G STEVE HUTCHINSON. He makes it as a Top-10 guy in his first year of eligibility, which is good. But he’s competing with Faneca for a spot at a position voters haven’t really embraced. The evidence: It took them 45 years to induct Kramer, and he was the only member of the NFL’s 50th anniversary team not in Canton — a team, by the way, voted on by Hall-of-Fame voters. We don’t make ’em up.

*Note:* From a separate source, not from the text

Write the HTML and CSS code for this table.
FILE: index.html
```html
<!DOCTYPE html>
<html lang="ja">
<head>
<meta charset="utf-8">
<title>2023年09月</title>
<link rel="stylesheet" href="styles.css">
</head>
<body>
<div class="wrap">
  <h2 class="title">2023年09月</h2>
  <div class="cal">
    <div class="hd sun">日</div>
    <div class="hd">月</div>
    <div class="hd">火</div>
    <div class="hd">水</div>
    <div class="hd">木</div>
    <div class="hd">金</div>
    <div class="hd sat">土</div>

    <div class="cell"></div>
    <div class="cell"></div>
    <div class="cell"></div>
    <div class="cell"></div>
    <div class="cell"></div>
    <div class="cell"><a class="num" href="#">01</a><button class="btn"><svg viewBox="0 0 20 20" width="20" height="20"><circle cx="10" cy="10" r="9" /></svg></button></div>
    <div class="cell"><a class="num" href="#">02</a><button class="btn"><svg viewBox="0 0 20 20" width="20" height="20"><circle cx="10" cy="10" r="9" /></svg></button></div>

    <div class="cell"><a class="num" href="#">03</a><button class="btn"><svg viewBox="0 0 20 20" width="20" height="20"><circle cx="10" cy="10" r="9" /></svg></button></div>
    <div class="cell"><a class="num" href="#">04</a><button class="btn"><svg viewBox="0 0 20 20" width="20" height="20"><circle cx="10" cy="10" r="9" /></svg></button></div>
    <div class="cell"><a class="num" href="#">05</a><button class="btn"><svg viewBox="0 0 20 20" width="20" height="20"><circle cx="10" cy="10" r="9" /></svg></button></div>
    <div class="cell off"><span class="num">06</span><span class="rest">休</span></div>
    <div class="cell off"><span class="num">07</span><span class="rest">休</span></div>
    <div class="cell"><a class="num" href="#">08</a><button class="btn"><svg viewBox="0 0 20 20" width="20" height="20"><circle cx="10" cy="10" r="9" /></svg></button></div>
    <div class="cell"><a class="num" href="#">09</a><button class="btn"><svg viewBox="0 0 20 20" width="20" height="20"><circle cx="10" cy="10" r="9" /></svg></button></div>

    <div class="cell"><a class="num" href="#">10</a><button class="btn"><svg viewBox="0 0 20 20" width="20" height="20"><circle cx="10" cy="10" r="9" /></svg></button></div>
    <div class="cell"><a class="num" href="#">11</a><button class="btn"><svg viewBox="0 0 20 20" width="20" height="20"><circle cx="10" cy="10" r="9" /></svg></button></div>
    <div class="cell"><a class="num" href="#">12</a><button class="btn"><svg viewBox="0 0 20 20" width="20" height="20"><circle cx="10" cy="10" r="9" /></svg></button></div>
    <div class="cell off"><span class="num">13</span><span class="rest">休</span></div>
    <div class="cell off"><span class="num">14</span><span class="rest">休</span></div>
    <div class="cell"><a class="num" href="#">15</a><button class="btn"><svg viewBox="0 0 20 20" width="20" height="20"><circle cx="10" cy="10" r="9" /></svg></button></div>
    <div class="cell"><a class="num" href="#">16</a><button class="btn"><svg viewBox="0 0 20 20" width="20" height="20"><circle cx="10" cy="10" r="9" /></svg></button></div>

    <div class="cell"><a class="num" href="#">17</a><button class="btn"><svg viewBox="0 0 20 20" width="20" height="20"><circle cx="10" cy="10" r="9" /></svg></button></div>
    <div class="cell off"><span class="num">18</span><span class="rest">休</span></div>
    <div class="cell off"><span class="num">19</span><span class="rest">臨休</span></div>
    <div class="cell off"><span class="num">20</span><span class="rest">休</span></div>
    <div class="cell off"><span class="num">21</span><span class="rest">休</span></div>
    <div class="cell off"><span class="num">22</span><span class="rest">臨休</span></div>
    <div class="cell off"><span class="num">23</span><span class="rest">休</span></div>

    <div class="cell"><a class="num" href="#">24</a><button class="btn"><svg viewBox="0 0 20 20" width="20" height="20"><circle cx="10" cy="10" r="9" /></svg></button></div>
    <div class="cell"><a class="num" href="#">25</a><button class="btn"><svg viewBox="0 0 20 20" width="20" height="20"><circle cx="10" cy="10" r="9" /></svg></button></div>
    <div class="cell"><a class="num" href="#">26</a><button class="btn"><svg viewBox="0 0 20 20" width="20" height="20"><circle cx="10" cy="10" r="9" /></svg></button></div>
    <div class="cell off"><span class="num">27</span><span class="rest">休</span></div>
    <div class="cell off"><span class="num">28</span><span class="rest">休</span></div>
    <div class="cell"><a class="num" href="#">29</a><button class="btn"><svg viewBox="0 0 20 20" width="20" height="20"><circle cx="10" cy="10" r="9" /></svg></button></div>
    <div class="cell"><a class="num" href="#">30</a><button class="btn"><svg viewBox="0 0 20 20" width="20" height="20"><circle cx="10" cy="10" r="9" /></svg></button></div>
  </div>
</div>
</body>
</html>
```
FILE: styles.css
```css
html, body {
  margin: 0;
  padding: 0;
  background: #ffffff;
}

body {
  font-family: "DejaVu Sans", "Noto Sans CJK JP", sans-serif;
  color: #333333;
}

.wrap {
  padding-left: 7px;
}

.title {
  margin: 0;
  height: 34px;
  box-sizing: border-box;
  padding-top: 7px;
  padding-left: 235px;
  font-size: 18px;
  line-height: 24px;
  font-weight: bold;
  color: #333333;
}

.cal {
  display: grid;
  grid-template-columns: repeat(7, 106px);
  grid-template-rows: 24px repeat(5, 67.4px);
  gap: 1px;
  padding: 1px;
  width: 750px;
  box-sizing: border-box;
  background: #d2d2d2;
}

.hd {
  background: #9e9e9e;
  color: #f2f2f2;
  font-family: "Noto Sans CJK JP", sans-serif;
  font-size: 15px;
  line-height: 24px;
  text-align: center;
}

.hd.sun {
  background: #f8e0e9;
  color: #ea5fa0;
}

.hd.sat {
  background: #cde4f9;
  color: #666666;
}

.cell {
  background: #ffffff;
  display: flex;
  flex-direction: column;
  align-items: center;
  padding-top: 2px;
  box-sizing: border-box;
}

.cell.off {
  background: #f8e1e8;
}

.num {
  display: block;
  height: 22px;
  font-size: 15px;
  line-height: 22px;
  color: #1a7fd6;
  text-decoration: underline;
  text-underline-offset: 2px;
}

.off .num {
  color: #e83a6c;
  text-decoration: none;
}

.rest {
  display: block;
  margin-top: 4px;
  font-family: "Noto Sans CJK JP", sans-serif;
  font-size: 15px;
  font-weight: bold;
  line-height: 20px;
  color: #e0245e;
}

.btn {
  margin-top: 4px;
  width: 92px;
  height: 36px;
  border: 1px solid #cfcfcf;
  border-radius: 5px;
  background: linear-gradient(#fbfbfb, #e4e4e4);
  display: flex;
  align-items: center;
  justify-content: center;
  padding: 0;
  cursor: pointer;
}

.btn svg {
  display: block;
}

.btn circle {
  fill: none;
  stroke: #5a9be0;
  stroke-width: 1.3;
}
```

CB TY LAW. This was supposed to be the year he was elected, with Law a Top-10 finalist a year ago. But he got sidetracked by the linebackers and wide receivers. Truth be told: He probably was sidetracked by his position, too. Only seven pure cornerbacks have been finalists the past 20 years. By contrast, there have been 13 wide receivers during that time.

CUTTING TO TEN

(OUT: Isaac Bruce, Joe Jacoby, Edgerrin James, John Lynch, Everson Walls)

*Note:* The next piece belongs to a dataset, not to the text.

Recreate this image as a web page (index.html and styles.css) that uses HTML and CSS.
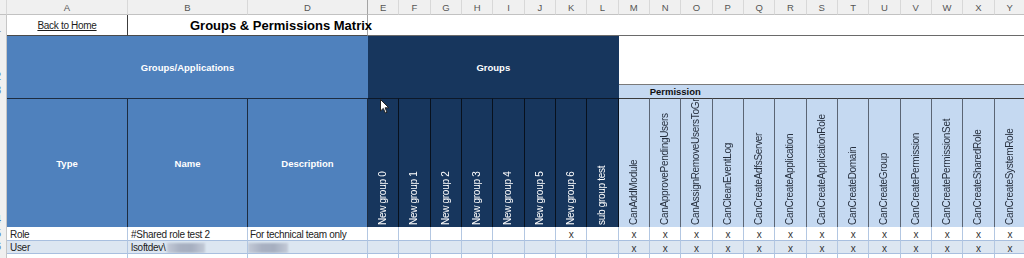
FILE: index.html
```html
<!DOCTYPE html>
<html>
<head>
<meta charset="utf-8">
<link rel="stylesheet" href="styles.css">
</head>
<body>
<div class="sheet">
  <!-- column letters -->
  <div class="ch"></div>
  <div class="ch">A</div>
  <div class="ch">B</div>
  <div class="ch freeze">D</div>
  <div class="ch">E</div><div class="ch">F</div><div class="ch">G</div><div class="ch">H</div>
  <div class="ch">I</div><div class="ch">J</div><div class="ch">K</div><div class="ch">L</div>
  <div class="ch">M</div><div class="ch">N</div><div class="ch">O</div><div class="ch">P</div>
  <div class="ch">Q</div><div class="ch">R</div><div class="ch">S</div><div class="ch">T</div>
  <div class="ch">U</div><div class="ch">V</div><div class="ch">W</div><div class="ch">X</div>
  <div class="ch">Y</div>

  <!-- row 1 -->
  <div class="rh gray"><span>1</span></div>
  <div class="back"><a href="#">Back to Home</a></div>
  <div class="title">Groups &amp; Permissions Matrix</div>
  <div class="r1rest"></div>

  <!-- rows 2-3 -->
  <div class="rh"><span>2</span></div>
  <div class="apps">Groups/Applications</div>
  <div class="groups">Groups</div>
  <div class="blank"></div>
  <div class="rh"><span>3</span></div>
  <div class="perm">Permission</div>

  <!-- row 4 -->
  <div class="rh"><span>4</span></div>
  <div class="th">Type</div>
  <div class="th">Name</div>
  <div class="th">Description</div>
  <div class="gv"><span>New group 0</span></div>
  <div class="gv"><span>New group 1</span></div>
  <div class="gv"><span>New group 2</span></div>
  <div class="gv"><span>New group 3</span></div>
  <div class="gv"><span>New group 4</span></div>
  <div class="gv"><span>New group 5</span></div>
  <div class="gv"><span>New group 6</span></div>
  <div class="gv"><span>sub group test</span></div>
  <div class="pv"><span>CanAddModule</span></div>
  <div class="pv"><span>CanApprovePendingUsers</span></div>
  <div class="pv"><span>CanAssignRemoveUsersToGroups</span></div>
  <div class="pv"><span>CanCleanEventLog</span></div>
  <div class="pv"><span>CanCreateAdfsServer</span></div>
  <div class="pv"><span>CanCreateApplication</span></div>
  <div class="pv"><span>CanCreateApplicationRole</span></div>
  <div class="pv"><span>CanCreateDomain</span></div>
  <div class="pv"><span>CanCreateGroup</span></div>
  <div class="pv"><span>CanCreatePermission</span></div>
  <div class="pv"><span>CanCreatePermissionSet</span></div>
  <div class="pv"><span>CanCreateSharedRole</span></div>
  <div class="pv"><span>CanCreateSystemRole</span></div>

  <!-- row 5 -->
  <div class="rh"><span>5</span></div>
  <div class="c">Role</div>
  <div class="c">#Shared role test 2</div>
  <div class="c tight">For technical team only</div>
  <div class="c"></div><div class="c"></div><div class="c"></div><div class="c"></div>
  <div class="c"></div><div class="c"></div><div class="c x">x</div><div class="c"></div>
  <div class="c x">x</div><div class="c x">x</div><div class="c x">x</div><div class="c x">x</div>
  <div class="c x">x</div><div class="c x">x</div><div class="c x">x</div><div class="c x">x</div>
  <div class="c x">x</div><div class="c x">x</div><div class="c x">x</div><div class="c x">x</div>
  <div class="c x">x</div>

  <!-- row 6 -->
  <div class="rh"><span>6</span></div>
  <div class="c alt">User</div>
  <div class="c alt">lsoftdev\<span class="blur b1"></span></div>
  <div class="c alt nopad"><span class="blur b2"></span></div>
  <div class="c alt"></div><div class="c alt"></div><div class="c alt"></div><div class="c alt"></div>
  <div class="c alt"></div><div class="c alt"></div><div class="c alt"></div><div class="c alt"></div>
  <div class="c alt x">x</div><div class="c alt x">x</div><div class="c alt x">x</div><div class="c alt x">x</div>
  <div class="c alt x">x</div><div class="c alt x">x</div><div class="c alt x">x</div><div class="c alt x">x</div>
  <div class="c alt x">x</div><div class="c alt x">x</div><div class="c alt x">x</div><div class="c alt x">x</div>
  <div class="c alt x">x</div>

  <!-- row 7 -->
  <div class="rh"><span>7</span></div>
  <div class="c"></div><div class="c"></div><div class="c"></div>
  <div class="c"></div><div class="c"></div><div class="c"></div><div class="c"></div>
  <div class="c"></div><div class="c"></div><div class="c"></div><div class="c"></div>
  <div class="c"></div><div class="c"></div><div class="c"></div><div class="c"></div>
  <div class="c"></div><div class="c"></div><div class="c"></div><div class="c"></div>
  <div class="c"></div><div class="c"></div><div class="c"></div><div class="c"></div>
  <div class="c"></div>

  <svg class="cursor" width="10" height="16" viewBox="0 0 10 16">
    <path d="M0.5 0.5 L0.5 12 L3.3 9.4 L5.3 14 L7 13.3 L5.1 8.8 L8.8 8.8 Z" fill="#fff" stroke="#222" stroke-width="1" stroke-linejoin="round"/>
  </svg>
</div>
</body>
</html>
```

FILE: styles.css
```css
html, body {
  margin: 0;
  padding: 0;
  background: #ffffff;
}

body {
  font-family: "Liberation Sans", Arial, sans-serif;
  overflow: hidden;
  width: 1024px;
  height: 258px;
}

.sheet {
  position: relative;
  display: grid;
  grid-template-columns: 7px 121px 120px 120px repeat(21, 31.33px);
  grid-template-rows: 15px 21px 48px 14px 129px 14px 13px 20px;
  width: 1024px;
  height: 258px;
  overflow: hidden;
}

.sheet > div {
  box-sizing: border-box;
  min-width: 0;
  overflow: hidden;
}

/* column letters */
.ch {
  background: #f0f0f0;
  color: #555555;
  font-size: 9.5px;
  display: flex;
  align-items: center;
  justify-content: center;
  border-right: 1px solid #d8d8d8;
  border-bottom: 1px solid #c2c2c2;
}

.ch.freeze {
  border-right: 1px solid #a4a4a4;
}

/* row numbers (mostly cropped) */
.rh {
  background: #f0f0f0;
  border-right: 1px solid #c6c6c6;
  display: flex;
  align-items: flex-end;
  justify-content: flex-end;
  padding: 0 5px 2px 0;
  font-size: 10px;
  color: #4a74b4;
}

.rh.gray {
  color: #666666;
}

.rh span {
  flex: none;
}

/* row 1 */
.back {
  border-right: 1px solid #3c3c3c;
  border-bottom: 1px solid #4a4a4a;
  display: flex;
  align-items: center;
  justify-content: center;
  font-size: 10px;
  letter-spacing: -0.3px;
}

.back a {
  color: #1c1c1c;
  text-decoration: underline;
}

.title {
  grid-column: span 2;
  border-right: 1px solid #a4a4a4;
  border-bottom: 1px solid #4a4a4a;
  display: flex;
  align-items: center;
  padding-left: 62px;
  padding-top: 1px;
  font-weight: bold;
  font-size: 13px;
  color: #000;
  white-space: nowrap;
}

.sheet > .title {
  overflow: visible;
}

.r1rest {
  grid-column: span 21;
  border-bottom: 1px solid #6a6a6a;
}

/* rows 2-3 */
.apps,
.groups {
  grid-row: 3 / 5;
  color: #ffffff;
  font-weight: bold;
  font-size: 9.5px;
  display: flex;
  align-items: center;
  justify-content: center;
}

.apps {
  grid-column: 2 / 5;
  background: #4f81bd;
}

.groups {
  grid-column: 5 / 13;
  background: #17365d;
}

.blank {
  grid-column: 13 / 26;
  grid-row: 3;
}

.perm {
  grid-column: 13 / 26;
  grid-row: 4;
  background: #c5d9f1;
  border-top: 1px solid #7a7a7a;
  display: flex;
  align-items: center;
  padding-left: 31px;
  font-weight: bold;
  font-size: 9.5px;
  color: #111;
}

/* row 4 headers */
.th {
  background: #4f81bd;
  color: #ffffff;
  font-weight: bold;
  font-size: 9.5px;
  display: flex;
  align-items: center;
  justify-content: center;
  border-top: 1px solid #1d2c40;
  border-right: 1px solid #1d2c40;
}

.gv,
.pv {
  display: flex;
  justify-content: center;
  font-size: 10px;
  letter-spacing: -0.3px;
}

.gv {
  background: #17365d;
  color: #ffffff;
  border-top: 1px solid #0c1829;
  border-right: 1px solid #08111d;
}

.pv {
  background: #c5d9f1;
  color: #27303f;
  border-top: 1px solid #3c3c3c;
  border-right: 1px solid #5b6574;
}

.gv span,
.pv span {
  writing-mode: vertical-rl;
  transform: rotate(180deg);
  white-space: nowrap;
  padding-top: 2px;
  line-height: 12px;
}

/* data rows */
.c {
  border-right: 1px solid #b3c7e2;
  border-bottom: 1px solid #a8bfdf;
  display: flex;
  align-items: center;
  padding-left: 3px;
  padding-top: 1px;
  font-size: 10px;
  letter-spacing: -0.3px;
  color: #222222;
  white-space: nowrap;
}

.c.tight {
  padding-left: 2px;
}

.c.nopad {
  padding-left: 0;
}

.c.x {
  justify-content: center;
  padding-left: 0;
  padding-top: 2px;
  color: #333333;
}

.c.alt {
  background: #dce6f1;
}

.blur {
  display: inline-block;
  height: 10px;
  background: linear-gradient(90deg, #c3cad7 0%, #a9b1c2 35%, #a6afc0 65%, #c3cad7 100%);
  filter: blur(0.8px);
}

.b1 {
  width: 38px;
  margin-left: 1px;
}

.b2 {
  width: 40px;
}

/* mouse pointer overlay */
.cursor {
  position: absolute;
  left: 380px;
  top: 99px;
}
```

WR ISAAC BRUCE. He’s a victim of the Randy Moss-Terrell Owens traffic. Until or unless they’re out of his way he’s going to have trouble moving forward. This is the second straight year he failed to make the cut to 10.

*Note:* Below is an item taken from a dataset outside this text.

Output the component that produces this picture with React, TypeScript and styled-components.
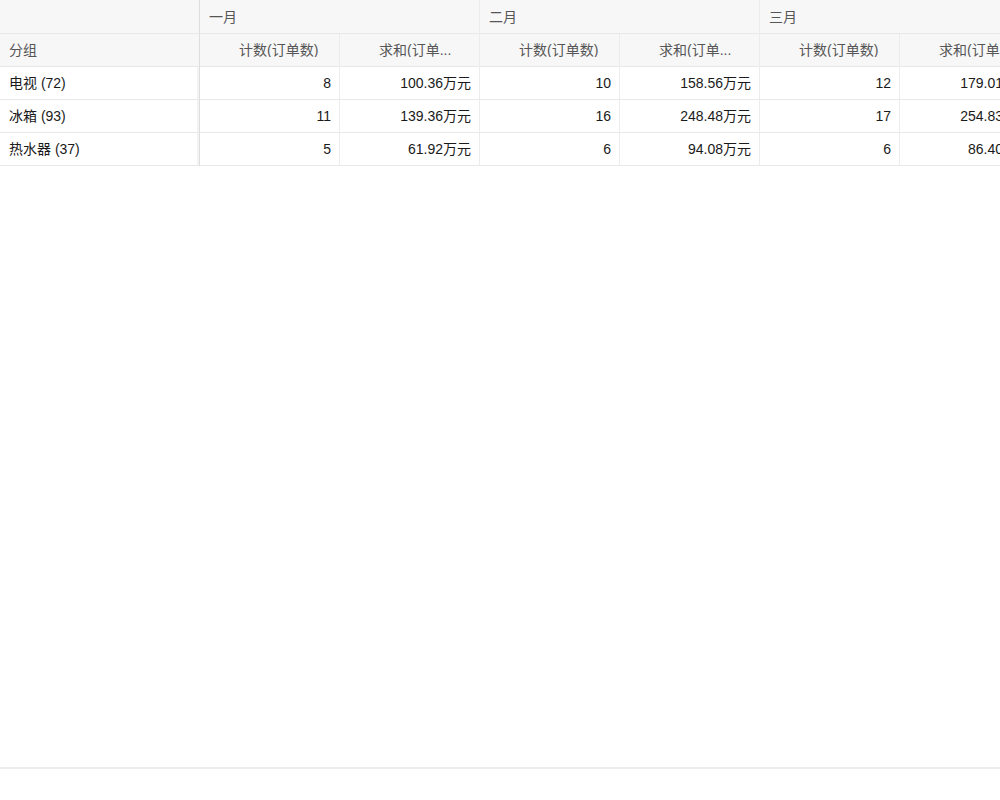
import React from "react";
import styled, { createGlobalStyle } from "styled-components";

const Global = createGlobalStyle`
  html, body { margin: 0; padding: 0; background: #fff; }
  body { font-family: "Liberation Sans", "Noto Sans CJK SC", sans-serif; font-size: 14px; color: #1f1f1f; }
`;

const Page = styled.div`
  height: 100vh;
  display: flex;
  flex-direction: column;
  overflow: hidden;
`;

const TableArea = styled.div`
  flex: 1;
  overflow: hidden;
`;

const Grid = styled.div`
  display: grid;
  grid-template-columns: 200px repeat(6, 140px);
  grid-template-rows: 34px;
  grid-auto-rows: 33px;
  width: max-content;
`;

const Cell = styled.div<{
  $head?: boolean;
  $align?: "left" | "right";
  $span?: number;
  $frozen?: boolean;
  $padRight?: number;
}>`
  box-sizing: border-box;
  grid-column: span ${(p) => p.$span ?? 1};
  display: flex;
  align-items: center;
  justify-content: ${(p) => (p.$align === "right" ? "flex-end" : "flex-start")};
  padding: 0 ${(p) => p.$padRight ?? 8}px 0 9px;
  background: ${(p) => (p.$head ? "#f7f7f7" : "#fff")};
  color: ${(p) => (p.$head ? "#555" : "#1a1a1a")};
  border-bottom: 1px solid #e8e8e8;
  border-right: 1px solid ${(p) => (p.$frozen ? "#dedede" : "#ececec")};
  box-shadow: ${(p) => (p.$frozen && !p.$head ? "inset -2px 0 0 #f3f3f3" : "none")};
  white-space: nowrap;
  overflow: hidden;
  line-height: 1;
`;

const HeadLabel = styled.span`
  display: block;
  width: 80px;
  text-align: left;
  overflow: hidden;
  white-space: nowrap;
`;

const Footer = styled.div`
  height: 31px;
  border-top: 2px solid #ececec;
  background: #fff;
`;

const months = ["一月", "二月", "三月"];
const rows = [
  { name: "电视 (72)", vals: ["8", "100.36万元", "10", "158.56万元", "12", "179.01万元"] },
  { name: "冰箱 (93)", vals: ["11", "139.36万元", "16", "248.48万元", "17", "254.83万元"] },
  { name: "热水器 (37)", vals: ["5", "61.92万元", "6", "94.08万元", "6", "86.40万元"] },
];

export default function App() {
  return (
    <Page>
      <Global />
      <TableArea>
        <Grid>
          <Cell $head $frozen />
          {months.map((m) => (
            <Cell key={m} $head $span={2}>
              {m}
            </Cell>
          ))}
          <Cell $head $frozen>分组</Cell>
          {months.map((m) => (
            <React.Fragment key={m}>
              <Cell $head $align="right" $padRight={20}>
                <HeadLabel>计数(订单数)</HeadLabel>
              </Cell>
              <Cell $head $align="right" $padRight={20}>
                <HeadLabel>求和(订单...</HeadLabel>
              </Cell>
            </React.Fragment>
          ))}
          {rows.map((r) => (
            <React.Fragment key={r.name}>
              <Cell $frozen>{r.name}</Cell>
              {r.vals.map((v, i) => (
                <Cell key={i} $align="right">
                  {v}
                </Cell>
              ))}
            </React.Fragment>
          ))}
        </Grid>
      </TableArea>
      <Footer />
    </Page>
  );
}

T JOE JACOBY. This was his last chance as a modern-era candidate, and his chances were slim — mostly because his candidacy lost momentum last year when he moved from the Top 10 in 2016 to failing to make the cut to 10 in 2017.

RB EDGERRIN JAMES.  He was a finalist in 2016 but didn’t make the first cut to 10. Then he failed to become a finalist in 2o17. So when he returned in 2018, the expectations weren’t high.

S JOHN LYNCH. This was a surprise. He was a top-10 finalist the past two years and has been a finalist the past five. But his candidacy moved backward, which isn’t good. But this is worse: Safety Ed Reed is in next year’s class.

CB EVERSON WALLS. The odds of him making it were long. After all, this was his first year as a finalist  in his last — or 20th — year of eligibility.

LOOKING TO 2019

Safety Ed Reed is in next year’s class, and you can pencil him in as the dead-bolt cinch. But he’s not alone. Tight end Tony Gonzalez and cornerback Champ Bailey are in the Class of 2019, too, and, yeah, there have been too few corners to make it lately and tight ends historically have to wait. But Saturday proved that might not matter. They’re might be three first-ballot Hall of Famers a year from now.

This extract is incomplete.